Page detail from “New X-Men”
One of the most dangerous enemies of the New X-Men is the Rev. William Stryker, an evangelical minister.

Perhaps the most recognizably true-to-life character is the Rev. William Stryker, an evangelical preacher whose mission is to wipe the mutants of the X-Men universe from the face of the Earth.

Twenty years ago, when Stryker was introduced, “he was someone who represented intolerance,” Garrett said. “There are other ways that we could represent it — you could have picked a white supremacist — but what brings the extra tang to the story is the disconnect between the message of love that’s supposed to be the Christian message and the message of exclusion that is sometimes the message that Christian churches put forth.”
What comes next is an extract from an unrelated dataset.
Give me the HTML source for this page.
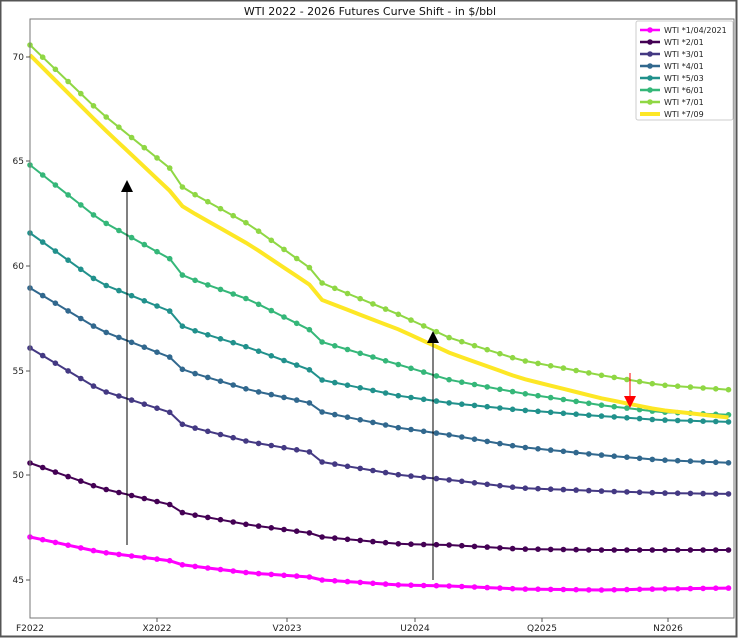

It made perfect sense for the time, said Sharrett, of Seton Hall. Stryker was born during the 1980s, during the liberal backlash against the ascendance of the Religious Right, and that was no accident.

“That kind of device — that explicitly religious idea — you would find this in conservative moments of American history. Rather mainstream superhero comics with religious ideas speak to the conservatism of the time and the popularity of other religious narratives,” he said, naming the apocalyptic Left Behind novels and the television show “Revelations,” in which a scientist and a nun uncover evidence that the world is approaching the End Days.

Interestingly enough, the producers of the 2000 movie “X-Men” turned Stryker into a colonel in charge of a government bureaucracy. In that way, they managed to sidestep complaints that have occasionally been lodged against the character in the comic book series, which some conservative and religious scholars have denounced as a totem of religious hatred.